Here r and q are positive real numbers. For the range of r and q (see Figure 1), there can be three positive steady states of (1.3), two linearly stable ones \(k_{1}\) and \(k_{3}\), and one unstable one \(k_{2}\) (see Figure 2). The steady state \(k_{0}=0\) is also unstable. The lower steady state \(k_{1}\) corresponds to a refuge for the budworm, while \(k_{3}\) corresponds to an outbreak.

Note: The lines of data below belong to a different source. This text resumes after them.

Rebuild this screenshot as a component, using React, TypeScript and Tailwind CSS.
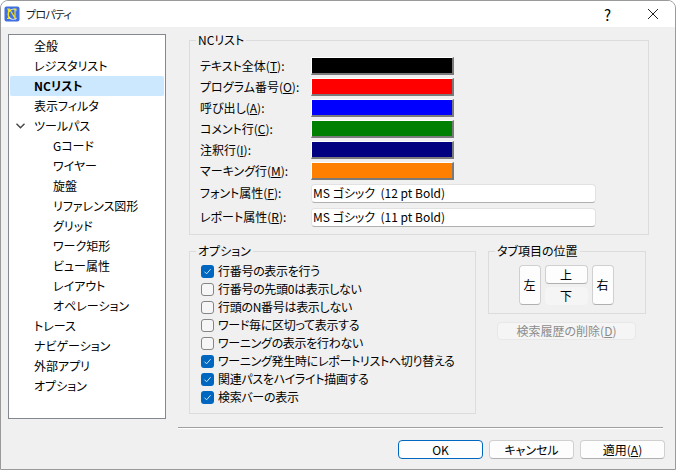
import type { ReactNode } from "react";

const font = { fontFamily: '"Noto Sans CJK JP", "Noto Sans", sans-serif' };

const treeItems = [
  { label: "全般", depth: 0 },
  { label: "レジスタリスト", depth: 0 },
  { label: "NCリスト", depth: 0, selected: true },
  { label: "表示フィルタ", depth: 0 },
  { label: "ツールパス", depth: 0, open: true },
  { label: "Gコード", depth: 1 },
  { label: "ワイヤー", depth: 1 },
  { label: "旋盤", depth: 1 },
  { label: "リファレンス図形", depth: 1 },
  { label: "グリッド", depth: 1 },
  { label: "ワーク矩形", depth: 1 },
  { label: "ビュー属性", depth: 1 },
  { label: "レイアウト", depth: 1 },
  { label: "オペレーション", depth: 1 },
  { label: "トレース", depth: 0 },
  { label: "ナビゲーション", depth: 0 },
  { label: "外部アプリ", depth: 0 },
  { label: "オプション", depth: 0 },
];

const colorRows = [
  { label: "テキスト全体(", key: "T", color: "bg-[#000000]" },
  { label: "プログラム番号(", key: "O", color: "bg-[#ff0000]" },
  { label: "呼び出し(", key: "A", color: "bg-[#0000ff]" },
  { label: "コメント行(", key: "C", color: "bg-[#008000]" },
  { label: "注釈行(", key: "I", color: "bg-[#000080]" },
  { label: "マーキング行(", key: "M", color: "bg-[#ff8000]" },
];

const options = [
  { label: "行番号の表示を行う", on: true },
  { label: "行番号の先頭0は表示しない", on: false },
  { label: "行頭のN番号は表示しない", on: false },
  { label: "ワード毎に区切って表示する", on: false },
  { label: "ワーニングの表示を行わない", on: false },
  { label: "ワーニング発生時にレポートリストへ切り替える", on: true },
  { label: "関連パスをハイライト描画する", on: true },
  { label: "検索バーの表示", on: true },
];

function AppIcon() {
  return (
    <svg width="16" height="16" viewBox="0 0 16 16" className="shrink-0">
      <rect x="0.5" y="0.5" width="15" height="15" rx="2" fill="#3f6fe0" />
      <path d="M12.5 4.5A5 5 0 1 0 12.5 12" fill="none" stroke="#dfe8ff" strokeWidth="1.2" />
      <path d="M3 3h2.5l5.5 9V3M9.5 3h3M4.5 3v9M3 12.5h3" fill="none" stroke="#f5e11c" strokeWidth="1.2" />
    </svg>
  );
}

function GroupBox({
  title,
  className,
  children,
}: {
  title: string;
  className: string;
  children: ReactNode;
}) {
  return (
    <fieldset className={`min-w-0 border border-[#dcdcdc] ${className}`}>
      <legend className="ml-[6px] px-[2px] text-[12px] leading-[16px] text-black">{title}</legend>
      {children}
    </fieldset>
  );
}

function ColorRow({ label, hotkey, color }: { label: string; hotkey: string; color: string }) {
  return (
    <div className="flex h-[21px] items-center">
      <span className="w-[111px] whitespace-nowrap text-[12px]">
        {label}
        <span className="underline">{hotkey}</span>):
      </span>
      <div className={`h-[18px] w-[143px] border border-r-2 border-b-2 border-t-white border-l-white border-r-[#7a7a7a] border-b-[#7a7a7a] ${color}`} />
    </div>
  );
}

function FontRow({ label, hotkey, value }: { label: string; hotkey: string; value: string }) {
  return (
    <div className="flex h-[24px] items-center">
      <span className="w-[111px] whitespace-nowrap text-[12px]">
        {label}
        <span className="underline">{hotkey}</span>):
      </span>
      <div className="flex h-[19px] w-[285px] items-center rounded-[4px] border border-[#e2e2e2] border-b-[#b0b0b0] bg-white pl-[1px] text-[12px] whitespace-pre">
        {value}
      </div>
    </div>
  );
}

function Checkbox({ on }: { on: boolean }) {
  if (on) {
    return (
      <span className="flex h-[13px] w-[13px] shrink-0 items-center justify-center rounded-[3px] bg-[#0067c0]">
        <svg width="9" height="9" viewBox="0 0 9 9">
          <path d="M1.5 4.7L3.6 6.8L7.6 2.2" fill="none" stroke="#cfe4f7" strokeWidth="1" />
        </svg>
      </span>
    );
  }
  return <span className="h-[13px] w-[13px] shrink-0 rounded-[3px] border border-[#858585] bg-[#f6f6f6]" />;
}

function PushButton({ className, children }: { className: string; children: ReactNode }) {
  return (
    <div className={`flex items-center justify-center rounded-[4px] border text-[12px] ${className}`}>
      {children}
    </div>
  );
}

export default function App() {
  return (
    <div style={font} className="flex h-[470px] w-[676px] flex-col overflow-hidden rounded-t-[8px] border border-[#9a9a9a] bg-[#f0f0f0] text-black [font-feature-settings:'palt']">
      <div className="flex h-[26px] shrink-0 items-center bg-white pl-[3px]">
        <AppIcon />
        <span className="ml-[6px] text-[11px] tracking-[-0.8px] text-[#1a1a1a]">プロパティ</span>
        <span className="ml-auto text-[15px] leading-none">?</span>
        <svg width="12" height="12" viewBox="0 0 12 12" className="mr-[16px] ml-[36px]">
          <path d="M1 1L11 11M11 1L1 11" stroke="#222" strokeWidth="1" />
        </svg>
      </div>

      <div className="flex min-h-0 flex-1">
        <div className="mt-[7px] ml-[7px] flex h-[385px] w-[158px] shrink-0 flex-col border border-[#828790] bg-white px-px pt-[1px]">
          {treeItems.map((item) => (
            <div
              key={item.label}
              className={`relative flex h-[20px] shrink-0 items-center rounded-[2px] text-[12px] whitespace-nowrap ${item.selected ? "bg-[#cce8ff] font-bold" : ""} ${item.depth === 1 ? "pl-[43px]" : "pl-[24px]"}`}
            >
              {item.open && (
                <svg width="9" height="6" viewBox="0 0 9 6" className="absolute top-[7px] left-[6px]">
                  <path d="M0.5 0.8L4.5 4.8L8.5 0.8" fill="none" stroke="#444" strokeWidth="1.4" />
                </svg>
              )}
              {item.label}
            </div>
          ))}
        </div>

        <div className="ml-[12px] flex min-w-0 flex-1 flex-col">
          <div className="ml-[11px] flex flex-col">
            <GroupBox title="NCリスト" className="mt-[5px] h-[203px] w-[460px]">
              <div className="pt-[7px] pl-[10px]">
                {colorRows.map((row) => (
                  <ColorRow key={row.key} label={row.label} hotkey={row.key} color={row.color} />
                ))}
                <FontRow label="フォント属性(" hotkey="F" value="MS ゴシック  (12 pt Bold)" />
                <FontRow label="レポート属性(" hotkey="R" value="MS ゴシック  (11 pt Bold)" />
              </div>
            </GroupBox>

            <div className="mt-[8px] flex items-start">
              <GroupBox title="オプション" className="h-[171px] w-[287px]">
                <div className="pt-[3px] pl-[11px]">
                  {options.map((opt) => (
                    <label key={opt.label} className="flex h-[18px] items-center gap-[4px] text-[12px] tracking-[-0.3px] whitespace-nowrap">
                      <Checkbox on={opt.on} />
                      {opt.label}
                    </label>
                  ))}
                </div>
              </GroupBox>

              <div className="ml-[12px] flex flex-col">
                <GroupBox title="タブ項目の位置" className="h-[71px] w-[158px]">
                  <div className="flex justify-center gap-[4px] pt-[6px] pr-[2px]">
                    <PushButton className="h-[40px] w-[22px] border-[#d0d0d0] border-b-[#b0b0b0] bg-[#fdfdfd]">左</PushButton>
                    <div className="flex flex-col gap-[3px]">
                      <PushButton className="h-[19px] w-[43px] border-[#d0d0d0] border-b-[#b0b0b0] bg-[#fdfdfd]">上</PushButton>
                      <PushButton className="h-[18px] w-[43px] border-[#f5f5f5] bg-[#f5f5f5]">下</PushButton>
                    </div>
                    <PushButton className="h-[40px] w-[22px] border-[#d0d0d0] border-b-[#b0b0b0] bg-[#fdfdfd]">右</PushButton>
                  </div>
                </GroupBox>
                <PushButton className="mt-[8px] ml-[9px] h-[18px] w-[139px] border-[#e8e8e8] bg-[#f5f5f5] text-[#8c8c8c]">
                  <span>
                    検索履歴の削除(<span className="underline">D</span>)
                  </span>
                </PushButton>
              </div>
            </div>
          </div>

          <div className="mt-[13px] mr-[12px] h-[2px] border-t border-b border-t-[#a0a0a0] border-b-white" />

          <div className="mt-[11px] mr-[10px] flex justify-end gap-[6px]">
            <PushButton className="h-[19px] w-[85px] border-[#0067c0] bg-[#fdfdfd]">OK</PushButton>
            <PushButton className="h-[19px] w-[85px] border-[#d0d0d0] border-b-[#b0b0b0] bg-[#fdfdfd]">キャンセル</PushButton>
            <PushButton className="h-[19px] w-[85px] border-[#d0d0d0] border-b-[#b0b0b0] bg-[#fdfdfd]">
              <span>
                適用(<span className="underline">A</span>)
              </span>
            </PushButton>
          </div>
        </div>
      </div>
    </div>
  );
}
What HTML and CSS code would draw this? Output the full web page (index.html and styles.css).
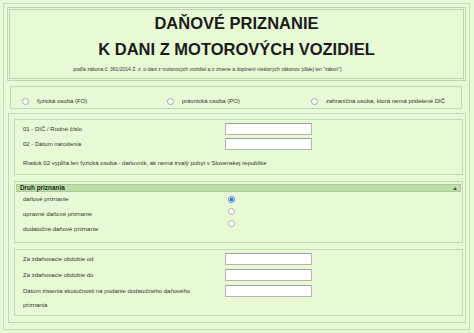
FILE: index.html
```html
<!DOCTYPE html>
<html lang="sk">
<head>
<meta charset="utf-8">
<title>Daňové priznanie</title>
<link rel="stylesheet" href="styles.css">
</head>
<body>
<div class="frame">
  <div class="title-box">
    <h1 class="title">DAŇOVÉ PRIZNANIE</h1>
    <h1 class="title">K DANI Z MOTOROVÝCH VOZIDIEL</h1>
    <p class="subtitle">podľa zákona č. 361/2014 Z. z. o dani z motorových vozidiel a o zmene a doplnení niektorých zákonov (ďalej len "zákon")</p>
  </div>

  <div class="person-box">
    <label class="person"><span class="radio"></span>fyzická osoba (FO)</label>
    <label class="person"><span class="radio"></span>právnická osoba (PO)</label>
    <label class="person"><span class="radio"></span>zahraničná osoba, ktorá nemá pridelené DIČ</label>
  </div>

  <div class="main-box">
    <div class="section dic">
      <div class="row"><span class="label">01 - DIČ / Rodné číslo</span><span class="input"></span></div>
      <div class="row"><span class="label">02 - Dátum narodenia</span><span class="input"></span></div>
      <p class="note">Riadok 02 vypĺňa len fyzická osoba - daňovník, ak nemá trvalý pobyt v Slovenskej republike</p>
    </div>

    <div class="section druh">
      <div class="druh-head"><span>Druh priznania</span><span class="caret"></span></div>
      <div class="druh-body">
        <div class="druh-labels">
          <span>daňové priznanie</span>
          <span>opravné daňové priznanie</span>
          <span>dodatočné daňové priznanie</span>
        </div>
        <div class="druh-radios">
          <span class="radio checked"></span>
          <span class="radio"></span>
          <span class="radio"></span>
        </div>
      </div>
    </div>

    <div class="section dates">
      <div class="row"><span class="label">Za zdaňovacie obdobie od</span><span class="input"></span></div>
      <div class="row"><span class="label">Za zdaňovacie obdobie do</span><span class="input"></span></div>
      <div class="row"><span class="label label-wrap">Dátum zistenia skutočnosti na podanie dodatočného daňového priznania</span><span class="input"></span></div>
    </div>
  </div>
</div>
</body>
</html>
```

FILE: styles.css
```css
html, body {
  margin: 0;
  padding: 0;
}
body {
  background: #e8f9d6;
  font-family: "Liberation Sans", Arial, sans-serif;
  color: #2a2a2a;
  width: 474px;
  height: 333px;
  overflow: hidden;
}
.frame {
  margin: 3px 4px 0 3px;
  border: 1px solid #c9d8bb;
  padding: 3px 3px 6px 3px;
}
.title-box {
  border: 3px double #c3d3b2;
  padding: 0 0 5px 0;
  text-align: center;
}
.title {
  margin: 0;
  font-size: 16.5px;
  line-height: 26px;
  font-weight: bold;
  color: #1b1b1b;
}
.subtitle {
  margin: 3px 0 0 0;
  padding-right: 58px;
  font-size: 5px;
  line-height: 8px;
  color: #333;
}
.person-box {
  margin: 5px 4px 0 3px;
  border: 1px solid #c6d6b6;
  padding: 10px 0 3px 11px;
  display: grid;
  grid-template-columns: 145px 144px 1fr;
}
.person {
  display: flex;
  align-items: center;
  font-size: 6px;
  line-height: 8px;
  color: #333;
}
.person .radio {
  margin-right: 8px;
}
.radio {
  display: block;
  width: 5px;
  height: 5px;
  border: 1px solid #a9a9a9;
  border-radius: 50%;
  background: #fff;
  flex: none;
}
.radio.checked {
  border-color: #3b78d8;
  background: radial-gradient(circle, #2f6fd6 0 1.6px, #fff 2.1px);
}
.main-box {
  margin: 4px 0 0 1px;
  border: 1px solid #c6d6b6;
  padding: 5px 2px 6px 5px;
  display: flex;
  flex-direction: column;
  gap: 6px;
}
.section {
  border: 1px solid #c6d6b6;
}
.dic {
  padding: 3px 0 6px 8px;
}
.dates {
  padding: 3px 0 3px 8px;
}
.row {
  display: grid;
  grid-template-columns: 202px 87px;
  align-items: start;
}
.row + .row {
  margin-top: 4px;
}
.dic .row + .row {
  margin-top: 3px;
}
.label {
  font-size: 6px;
  line-height: 12px;
  color: #333;
}
.label-wrap {
  padding-right: 20px;
  line-height: 14px;
  margin-top: -1px;
}
.input {
  display: block;
  height: 10px;
  background: #fff;
  border: 1px solid #b4b4b4;
  border-top-color: #9d9d9d;
  border-radius: 1px;
}
.note {
  margin: 8px 0 0 0;
  font-size: 6px;
  line-height: 10px;
  color: #333;
}
.druh {
  padding: 2px 1px 5px 1px;
}
.druh-head {
  height: 6px;
  border: 1px solid #a9c997;
  background: #bcdfa9;
  display: flex;
  justify-content: space-between;
  align-items: center;
  padding: 0 3px 0 3px;
  font-size: 6.4px;
  line-height: 6px;
  font-weight: bold;
  color: #222;
}
.caret {
  width: 0;
  height: 0;
  border-left: 2px solid transparent;
  border-right: 2px solid transparent;
  border-bottom: 3px solid #4a5a44;
}
.druh-body {
  display: grid;
  grid-template-columns: 205px 20px;
  padding-left: 7px;
}
.druh-labels {
  display: flex;
  flex-direction: column;
  font-size: 6px;
  line-height: 15px;
  color: #333;
}
.druh-radios {
  display: flex;
  flex-direction: column;
  gap: 5px;
  padding-top: 4px;
}
```
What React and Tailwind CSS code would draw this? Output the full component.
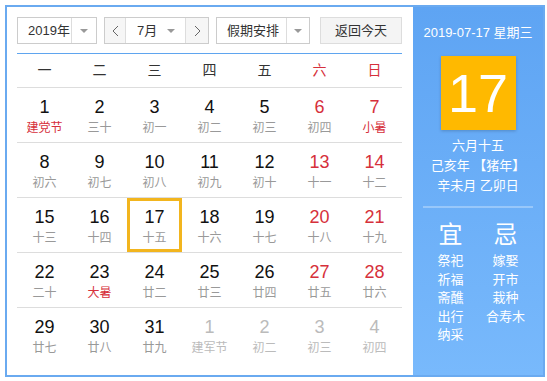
import React from 'react';

const weekdays = [
  { t: '一' }, { t: '二' }, { t: '三' }, { t: '四' }, { t: '五' },
  { t: '六', red: true }, { t: '日', red: true },
];

const rows = [
  [
    { d: 1, l: '建党节', lr: true }, { d: 2, l: '三十' }, { d: 3, l: '初一' }, { d: 4, l: '初二' },
    { d: 5, l: '初三' }, { d: 6, l: '初四', r: true }, { d: 7, l: '小暑', r: true, lr: true },
  ],
  [
    { d: 8, l: '初六' }, { d: 9, l: '初七' }, { d: 10, l: '初八' }, { d: 11, l: '初九' },
    { d: 12, l: '初十' }, { d: 13, l: '十一', r: true }, { d: 14, l: '十二', r: true },
  ],
  [
    { d: 15, l: '十三' }, { d: 16, l: '十四' }, { d: 17, l: '十五', sel: true }, { d: 18, l: '十六' },
    { d: 19, l: '十七' }, { d: 20, l: '十八', r: true }, { d: 21, l: '十九', r: true },
  ],
  [
    { d: 22, l: '二十' }, { d: 23, l: '大暑', lr: true }, { d: 24, l: '廿二' }, { d: 25, l: '廿三' },
    { d: 26, l: '廿四' }, { d: 27, l: '廿五', r: true }, { d: 28, l: '廿六', r: true },
  ],
  [
    { d: 29, l: '廿七' }, { d: 30, l: '廿八' }, { d: 31, l: '廿九' }, { d: 1, l: '建军节', g: true },
    { d: 2, l: '初二', g: true }, { d: 3, l: '初三', g: true }, { d: 4, l: '初四', g: true },
  ],
];

const yi = ['祭祀', '祈福', '斋醮', '出行', '纳采'];
const ji = ['嫁娶', '开市', '栽种', '合寿木'];

function Caret() {
  return <span className="w-0 h-0 border-l-[4px] border-r-[4px] border-t-[4px] border-l-transparent border-r-transparent border-t-[#999]" />;
}

function Chevron({ left }) {
  return (
    <svg width="7" height="12" viewBox="0 0 7 12" fill="none" stroke="#666" strokeWidth="1">
      <path d={left ? 'M6 1 L1 6 L6 11' : 'M1 1 L6 6 L1 11'} />
    </svg>
  );
}

function Cell({ c }) {
  const numColor = c.g ? 'text-[#bbb]' : c.r ? 'text-[#d6303b]' : 'text-[#111]';
  const lunarColor = c.g ? 'text-[#bbb]' : c.lr ? 'text-[#d6303b]' : 'text-[#999]';
  return (
    <div className={`h-[54px] flex flex-col items-center ${c.sel ? 'border-[3px] border-[#f2b51e] pt-[5px]' : 'pt-[8px]'}`}>
      <span className={`text-[18px] leading-[22px] ${numColor}`}>{c.d}</span>
      <span className={`text-[12px] leading-[16px] mt-[2px] ${lunarColor}`}>{c.l}</span>
    </div>
  );
}

export default function App() {
  return (
    <div className="w-[547px] h-[381px] bg-white pt-[5px] pl-[5px] font-['Liberation_Sans','Noto_Sans_CJK_SC',sans-serif]">
      <div className="w-[540px] h-[372px] border-2 border-[#6aaaf0] flex">
        <div className="w-[406px] pl-[10px] pr-[11px] pt-[10px]">
          <div className="flex h-[27px] text-[13px] text-[#333]">
            <div className="w-[80px] border border-[#ccc] flex">
              <div className="flex-1 flex items-center pl-[10px]">2019年</div>
              <div className="w-[25px] border-l border-[#ddd] flex items-center justify-center"><Caret /></div>
            </div>
            <div className="ml-[7px] w-[105px] border border-[#ccc] flex">
              <div className="w-[20px] bg-[#f6f6f6] flex items-center justify-center"><Chevron left /></div>
              <div className="flex-1 border-l border-r border-[#ddd] flex items-center pl-[11px]">
                <span className="flex-1">7月</span>
                <span className="mr-[10px] flex"><Caret /></span>
              </div>
              <div className="w-[22px] bg-[#f6f6f6] flex items-center justify-center"><Chevron /></div>
            </div>
            <div className="ml-[7px] w-[94px] border border-[#ccc] flex">
              <div className="flex-1 flex items-center pl-[10px]">假期安排</div>
              <div className="w-[23px] border-l border-[#ddd] flex items-center justify-center"><Caret /></div>
            </div>
            <div className="ml-[10px] w-[82px] border border-[#ddd] bg-[#f4f4f4] flex items-center justify-center">返回今天</div>
          </div>
          <div className="mt-[9px] h-[1px] bg-[#5fa5ef]" />
          <div className="grid grid-cols-7 h-[34px] border-b border-[#ddd] text-[14px]">
            {weekdays.map((w) => (
              <div key={w.t} className={`flex items-center justify-center ${w.red ? 'text-[#d6303b]' : 'text-[#333]'}`}>{w.t}</div>
            ))}
          </div>
          {rows.map((row, i) => (
            <div key={i} className={`grid grid-cols-7 ${i < rows.length - 1 ? 'border-b border-[#ddd]' : ''}`}>
              {row.map((c, j) => <Cell key={j} c={c} />)}
            </div>
          ))}
        </div>
        <div className="flex-1 bg-gradient-to-b from-[#5ea4f3] to-[#78b9fc] flex flex-col items-center text-white">
          <div className="mt-[17px] text-[13px] leading-[18px]">2019-07-17 星期三</div>
          <div className="mt-[14px] w-[75px] h-[74px] bg-[#ffb900] shadow-[0_1px_3px_rgba(0,0,0,0.2)] flex items-center justify-center text-[54px] leading-none">17</div>
          <div className="mt-[6px] text-[13px] leading-[20px] text-center">
            <div>六月十五</div>
            <div>己亥年 【猪年】</div>
            <div>辛未月 乙卯日</div>
          </div>
          <div className="mt-[10px] w-[110px] h-[2px] bg-white/30" />
          <div className="mt-[10px] w-[110px] grid grid-cols-2">
            <div className="flex flex-col items-center">
              <div className="text-[24px] leading-[30px] font-['Noto_Sans_CJK_SC',sans-serif]">宜</div>
              <div className="text-[13px] leading-[18.5px] mt-[4px] flex flex-col items-center">
                {yi.map((t) => <span key={t}>{t}</span>)}
              </div>
            </div>
            <div className="flex flex-col items-center">
              <div className="text-[24px] leading-[30px] font-['Noto_Sans_CJK_SC',sans-serif]">忌</div>
              <div className="text-[13px] leading-[18.5px] mt-[4px] flex flex-col items-center">
                {ji.map((t) => <span key={t}>{t}</span>)}
              </div>
            </div>
          </div>
        </div>
      </div>
    </div>
  );
}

For more background of this model, one can see [1, 2].


Figure 1


Figure 2

In this paper, we investigate the entire solutions of the following equation with diffusion proposed by Ludwig et al. [3]:

$$ u_{t}=u_{xx}+\frac{r}{q}u(q-u)- \frac{u^{2}}{1+u^{2}},\quad x\in \mathbb{R}, t\in \mathbb{R}. $$

First, let us look for traveling fronts of (1.4). Set \(u(x,t)=\phi (\xi)\), \(\xi =x+ct\), then \(\phi^{\prime \prime }-c \phi^{\prime }+f(\phi)=0\), where \(f(\phi)=\frac{r}{q}\phi (q-\phi)-\frac{ \phi^{2}}{1+\phi^{2}}\). Let \(\phi^{\prime }=v\), then the phase plane system is

$$ \textstyle\begin{cases} \phi^{\prime }=v, \\ v^{\prime }=c v-f(\phi). \end{cases} $$

For \((r,q)\) in the shadow region of Figure 1, there are four singular points of (1.5): \((0,0)\), \((k_{1},0)\), \((k_{2},0)\), \((k_{3},0)\). Note that \(f^{\prime }(0)>0\), \(f^{\prime }(k_{2})>0\), \(f^{\prime }(k _{1})<0\) and \(f^{\prime }(k_{3})<0\), then, using the standard phase plane analysis, it is easy to get \((0,0)\) and \((k_{2},0)\) are unstable nodes if \(c\geq 2\max \{\sqrt{f^{\prime }(0)}, \sqrt{f^{\prime }(k _{2})}\}\) and \((k_{1},0)\) and \((k_{3},0)\) are saddle points for all c.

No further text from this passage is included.